Across the U.S., natural gas companies are looking to a new source in which to garner energy to make electricity…namely, “cow poop.”
“Poop is gold today,” said a Massachusetts dairy farmer in a recent television interview. His reason for exclaiming such is that his 800 Holstein cows, which generate a whole lot of the stuff, are raising his income and increasing the value of each cow by as much as 25%. Not a shabby profit for a thing beforehand he might have just let lay on the ground and tried not to step in.
Natural gas companies are interested in farm manure principally because of the methane it produces. After being collected, the cow plop is loaded into fat, domed silos called anaerobic digesters where it is mixed up, heated and left to stand for a month. After a while, the enzymes it contains breaks it down and releases even more methane. The gas is then collected, purified and concentrated to meet pipeline standards, and sent off to heat homes.
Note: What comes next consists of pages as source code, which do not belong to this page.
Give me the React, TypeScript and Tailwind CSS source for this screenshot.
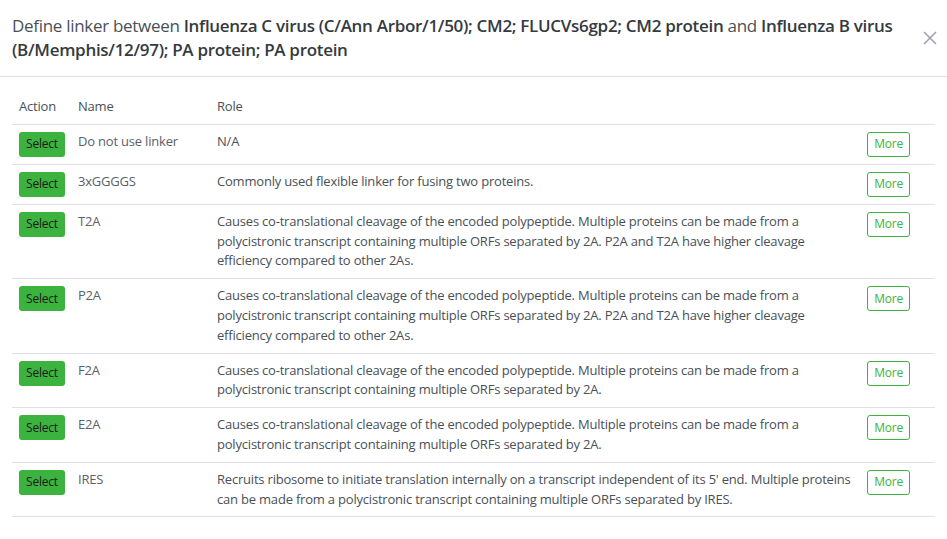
import React from 'react'

const rows = [
  { name: 'Do not use linker', role: 'N/A' },
  { name: '3xGGGGS', role: 'Commonly used flexible linker for fusing two proteins.' },
  {
    name: 'T2A',
    role: 'Causes co-translational cleavage of the encoded polypeptide. Multiple proteins can be made from a polycistronic transcript containing multiple ORFs separated by 2A. P2A and T2A have higher cleavage efficiency compared to other 2As.',
  },
  {
    name: 'P2A',
    role: 'Causes co-translational cleavage of the encoded polypeptide. Multiple proteins can be made from a polycistronic transcript containing multiple ORFs separated by 2A. P2A and T2A have higher cleavage efficiency compared to other 2As.',
  },
  {
    name: 'F2A',
    role: 'Causes co-translational cleavage of the encoded polypeptide. Multiple proteins can be made from a polycistronic transcript containing multiple ORFs separated by 2A.',
  },
  {
    name: 'E2A',
    role: 'Causes co-translational cleavage of the encoded polypeptide. Multiple proteins can be made from a polycistronic transcript containing multiple ORFs separated by 2A.',
  },
  {
    name: 'IRES',
    role: "Recruits ribosome to initiate translation internally on a transcript independent of its 5' end. Multiple proteins can be made from a polycistronic transcript containing multiple ORFs separated by IRES.",
  },
]

export default function App() {
  return (
    <div className="w-[947px] h-[539px] bg-white overflow-hidden" style={{ fontFamily: '"Open Sans", sans-serif' }}>
      {/* Header */}
      <div className="flex items-start justify-between border-b border-[#dee2e6] pl-3 pr-2 pt-[14px] pb-[14px]">
        <h5 className="text-[17px] leading-6 text-[#495057] tracking-[-0.3px] pr-3">
          Define linker between <b className="font-semibold text-[#343a40]">Influenza C virus (C/Ann Arbor/1/50); CM2; FLUCVs6gp2; CM2 protein</b> and{' '}
          <b className="font-semibold text-[#343a40]">Influenza B virus (B/Memphis/12/97); PA protein; PA protein</b>
        </h5>
        <button className="mt-[17px] mr-[2px] text-[#9ca3af] shrink-0">
          <svg width="14" height="14" viewBox="0 0 14 14" stroke="currentColor" strokeWidth="1.6" fill="none">
            <path d="M1 1L13 13M13 1L1 13" />
          </svg>
        </button>
      </div>

      {/* Table */}
      <div className="px-3 pt-[17px]">
        <table className="w-full border-collapse text-[13px] leading-[19.8px] text-[#495057] tracking-[-0.2px]">
          <thead>
            <tr className="border-b border-[#dee2e6]">
              <th className="text-left font-normal px-[7px] pt-[3px] pb-[7px] w-[60px]">Action</th>
              <th className="text-left font-normal px-[6px] pt-[3px] pb-[7px] w-[138px]">Name</th>
              <th className="text-left font-normal px-[7px] pt-[3px] pb-[7px]">Role</th>
              <th className="w-[75px]"></th>
            </tr>
          </thead>
          <tbody>
            {rows.map((r) => (
              <tr key={r.name} className="border-b border-[#dee2e6] align-top">
                <td className="px-[7px] py-[7px]">
                  <button className="h-[25px] px-[7px] rounded-[3px] bg-[#3bb33e] text-[12px] text-[#1a1a1a]">Select</button>
                </td>
                <td className="px-[6px] py-[7px] text-[#5a6169]">{r.name}</td>
                <td className="px-[7px] py-[7px] pr-2">{r.role}</td>
                <td className="py-[7px] pr-[25px] text-right">
                  <button className="h-[25px] px-[6px] rounded-[3px] border border-[#3bb33e] bg-white text-[12px] text-[#3bb33e]">More</button>
                </td>
              </tr>
            ))}
          </tbody>
        </table>
      </div>
    </div>
  )
}
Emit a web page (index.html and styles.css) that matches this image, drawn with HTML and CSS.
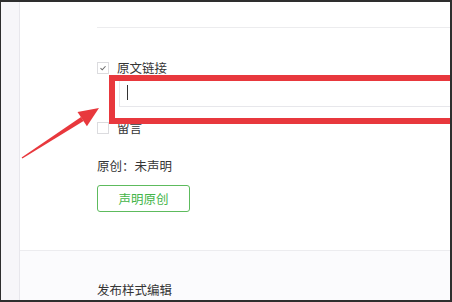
FILE: index.html
```html
<!DOCTYPE html>
<html lang="zh-CN">
<head>
<meta charset="UTF-8">
<meta name="viewport" content="width=device-width,initial-scale=1">
<title>原文链接</title>
<link rel="stylesheet" href="styles.css">
</head>
<body>

<div class="frame">
	<div class="side"></div>
	<div class="main">
		<div class="panel">
			<div class="rule"></div>

			<label class="check-row first">
				<span class="box checked">
					<svg viewBox="0 0 12 12"><path d="M3 6.2 5.1 8.2 9 3.9" fill="none" stroke="#6b6b6b" stroke-width="1.3"/></svg>
				</span>
				原文链接
			</label>

			<div class="link-field">
				<div class="field"><span class="caret"></span></div>
				<div class="mark"></div>
			</div>

			<label class="check-row second">
				<span class="box"></span>
				留言
			</label>

			<p class="status">原创：未声明</p>
			<button class="declare">声明原创</button>
		</div>
		<div class="foot">
			<p class="foot-title">发布样式编辑</p>
		</div>
	</div>

	<svg class="arrow" viewBox="0 0 452 302" xmlns="http://www.w3.org/2000/svg">
		<polygon points="21.6,157.4 22.4,158.6 83.6,121 81,117" fill="#e8383d"/>
		<polygon points="99,108 77.5,112 86.9,126.2" fill="#e8383d"/>
	</svg>
</div>

</body>
</html>
```

FILE: styles.css
```css
html, body {
	margin: 0;
	padding: 0;
	background: #fff;
}
.frame {
	position: relative;
	box-sizing: border-box;
	width: 452px;
	height: 302px;
	border-top: 2px solid #2e2e2e;
	border-left: 1px solid #2e2e2e;
	border-right: 2px solid #2e2e2e;
	border-bottom: 2px solid #2e2e2e;
	display: flex;
	overflow: hidden;
	font-family: "Noto Sans CJK SC", "Noto Sans", sans-serif;
	font-size: 12.5px;
	color: #353535;
}
.side {
	width: 18px;
	flex: none;
	background: #f7f6f9;
	border-right: 1px solid #e8e7ec;
}
.main {
	flex: 1;
	display: flex;
	flex-direction: column;
	min-width: 0;
}
.panel {
	position: relative;
	height: 248px;
	padding-left: 77px;
	background: #fff;
}
.rule {
	margin-top: 25px;
	height: 1px;
	background: #ececee;
}

.check-row {
	display: flex;
	align-items: center;
	gap: 8px;
	height: 14px;
	line-height: 14px;
}
.check-row.first {
	margin-top: 33px;
}
.check-row.second {
	margin-top: 14px;
}
.box {
	box-sizing: border-box;
	width: 12px;
	height: 12px;
	border: 1px solid #dcdcdf;
	background: #fff;
	display: flex;
}
.box svg {
	width: 10px;
	height: 10px;
}

.link-field {
	position: relative;
	margin-top: 5px;
	margin-left: 22px;
}
.field {
	box-sizing: border-box;
	height: 27px;
	border: 1px solid #e7e7eb;
	border-right: 0;
	padding: 4px 0 0 7px;
}
.caret {
	display: block;
	width: 1px;
	height: 15px;
	background: #333;
}
.mark {
	position: absolute;
	left: -10px;
	top: -5px;
	width: 400px;
	height: 49px;
	box-sizing: border-box;
	border: 6px solid #e8383d;
}

.status {
	margin: 23px 0 0;
	line-height: 16px;
}
.declare {
	margin-top: 11px;
	box-sizing: border-box;
	width: 93px;
	height: 27px;
	border: 1px solid #5dbb5d;
	border-radius: 3px;
	background: #fff;
	color: #44b549;
	font-family: inherit;
	font-size: 12.5px;
	padding: 0;
}

.foot {
	flex: 1;
	background: #fbfbfd;
	border-top: 1px solid #ececef;
	padding-left: 77px;
}
.foot-title {
	margin: 31px 0 0;
	line-height: 16px;
	font-size: 12.5px;
}

.arrow {
	position: absolute;
	left: -1px;
	top: -2px;
	width: 452px;
	height: 302px;
	pointer-events: none;
}
```
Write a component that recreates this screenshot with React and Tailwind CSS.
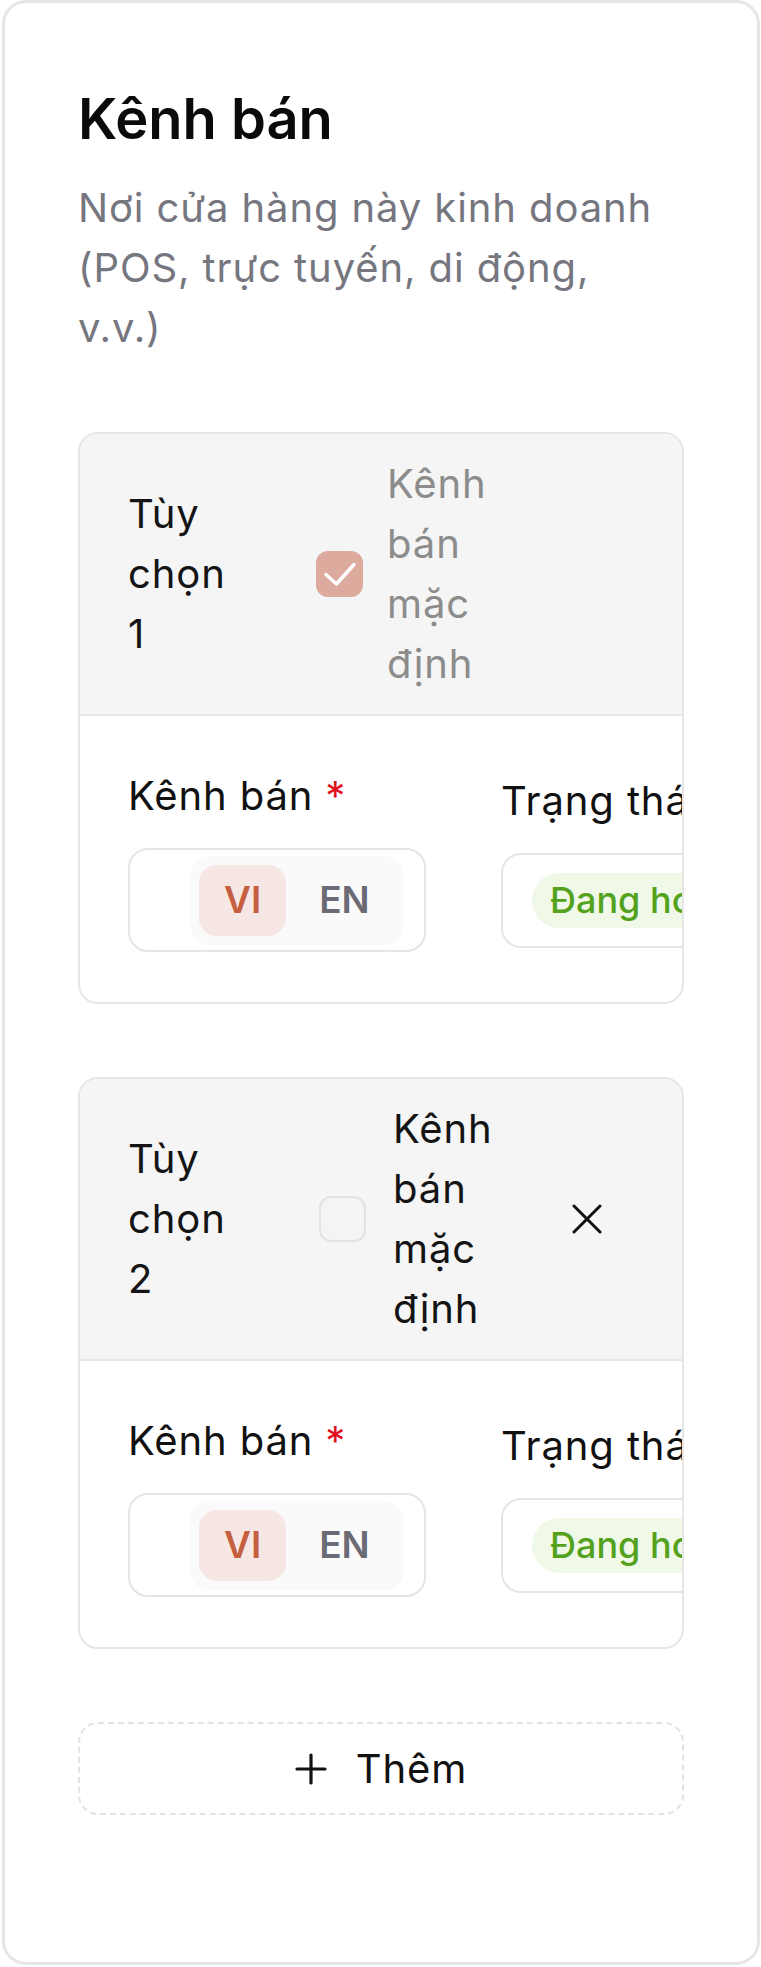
import { useState } from 'react';

const options = [
  { id: 1, isDefault: true, colW: 'w-[188px]', labelGap: 'ml-[24px]', removable: false },
  { id: 2, isDefault: false, colW: 'w-[191px]', labelGap: 'ml-[27px]', removable: true },
];

function CheckIcon() {
  return (
    <svg width="47" height="46" viewBox="0 0 47 46" fill="none">
      <path d="M10 23.5 20.5 33 38 13.5" stroke="white" strokeWidth="3.5" strokeLinecap="round" strokeLinejoin="round" />
    </svg>
  );
}

function CloseIcon() {
  return (
    <svg width="30" height="30" viewBox="0 0 30 30" fill="none">
      <path d="M2 2 28 28M28 2 2 28" stroke="#111" strokeWidth="3" strokeLinecap="round" />
    </svg>
  );
}

function PlusIcon() {
  return (
    <svg width="32" height="32" viewBox="0 0 32 32" fill="none">
      <path d="M16 2v28M2 16h28" stroke="#111" strokeWidth="3.2" strokeLinecap="round" />
    </svg>
  );
}

function OptionCard({ opt }) {
  const [lang, setLang] = useState('VI');

  return (
    <div className="overflow-hidden rounded-[20px] border-2 border-[#e6e6e6] bg-white">
      <div className="flex items-center border-b-2 border-[#e6e6e6] bg-[#f5f5f5] py-[20px] pl-[48px] text-[40px] leading-[60px] tracking-[0.9px]">
        <div className={`${opt.colW} shrink-0`}>
          <p className="w-[112px] text-[#141414]">Tùy chọn {opt.id}</p>
        </div>
        {opt.isDefault ? (
          <div className="flex h-[46px] w-[47px] shrink-0 items-center justify-center rounded-[12px] bg-[#ddaa9e]">
            <CheckIcon />
          </div>
        ) : (
          <div className="h-[46px] w-[47px] shrink-0 rounded-[12px] border-2 border-[#e2e2e2] bg-[#f4f4f4]" />
        )}
        <p className={`${opt.labelGap} w-[118px] shrink-0 ${opt.isDefault ? 'text-[#8c8c8c]' : 'text-[#141414]'}`}>
          Kênh bán mặc định
        </p>
        {opt.removable && (
          <button className="ml-[61px] flex h-[30px] w-[30px] shrink-0 items-center justify-center" aria-label="Xóa">
            <CloseIcon />
          </button>
        )}
      </div>

      <div className="flex items-center gap-[75px] px-[48px] py-[50px]">
        <div className="w-[298px] shrink-0">
          <p className="text-[40px] leading-[60px] tracking-[0.9px] text-[#111]">
            Kênh bán<span className="ml-[12px] text-[#e0101f]">*</span>
          </p>
          <div className="mt-[22px] flex h-[104px] items-center rounded-[20px] border-2 border-[#e5e5e5] pl-[60px]">
            <div className="flex h-[89px] gap-[8px] rounded-[20px] bg-[#fafafa] p-[9px]">
              {['VI', 'EN'].map((l) => (
                <button
                  key={l}
                  onClick={() => setLang(l)}
                  className={`flex items-center rounded-[18px] px-[25px] text-[37px] font-semibold ${
                    lang === l ? 'bg-[#f6e7e5] text-[#c65f3f]' : 'text-[#6b6b76]'
                  }`}
                >
                  {l}
                </button>
              ))}
            </div>
          </div>
        </div>

        <div className="w-[298px] shrink-0">
          <p className="whitespace-nowrap text-[40px] leading-[60px] tracking-[0.9px] text-[#111]">Trạng thái</p>
          <div className="mt-[22px] flex h-[95px] items-center rounded-[20px] border-2 border-[#e5e5e5] pl-[29px]">
            <span className="flex h-[55px] shrink-0 items-center whitespace-nowrap rounded-full bg-[#f0f8e8] px-[18px] text-[36px] font-medium text-[#53a21d]">
              Đang hoạt động
            </span>
          </div>
        </div>
      </div>
    </div>
  );
}

export default function App() {
  return (
    <div className="bg-white font-[Inter,'Noto_Sans',sans-serif]">
      <div className="ml-[2px] h-[1965px] w-[758px] rounded-[24px] border-[3px] border-[#e6e6e6] bg-white px-[73px] pt-[81px]">
        <h2 className="text-[56px] font-semibold leading-[70px] text-[#0a0a0a]">Kênh bán</h2>
        <p className="mt-[24px] max-w-[595px] text-[40px] leading-[60px] tracking-[0.9px] text-[#76767f]">
          Nơi cửa hàng này kinh doanh (POS, trực tuyến, di động, v.v.)
        </p>

        <div className="mt-[74px] flex flex-col gap-[73px]">
          {options.map((opt) => (
            <OptionCard key={opt.id} opt={opt} />
          ))}
          <button className="flex h-[93px] items-center justify-center gap-[29px] rounded-[20px] border-2 border-dashed border-[#e3e3e3] text-[40px] tracking-[0.9px] text-[#111]">
            <PlusIcon />
            Thêm
          </button>
        </div>
      </div>
    </div>
  );
}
Of course, now the big question: Do these digestors stink up the place and smell? Actually, they don’t – and “no smell” is a big selling point. Dairy farmers traditionally get rid of their manure by spreading it on their farmland. It helps crops grow, but in many suburban areas the smell produces a lot of pressure on them to leave. This technology, fortunately, will help them be more welcomed by their leery upscale neighbors.
Perhaps not surprisingly, it’s not just animal manure that is being sought and utilized by gas companies, but also that of humans. The city of Phoenix, Arizona, for example, has been using a local sewage treatment plant for years to generate its electricity – and the results thus far, according to city officials, have been positive.
As reported in Scientific American:
The system [in Phoenix] can produce 600,000 cubic feet of natural gas each year. It earns $1.2 million in annual revenue, to be split by Phoenix and the suburbs that own the plant and is now the largest sewage recycler in the United States.
Kate Gallego, the mayor of Phoenix, noted that the result helped the area’s economy. It also nudged the city much faster toward its goal of reducing greenhouse gases. That’s the selling point that makes this approach different … Phoenix made money from manure, but the alchemy was richer than that. Its recycling process, when measured in reduced emissions, amounts to taking 70,452 cars off the road.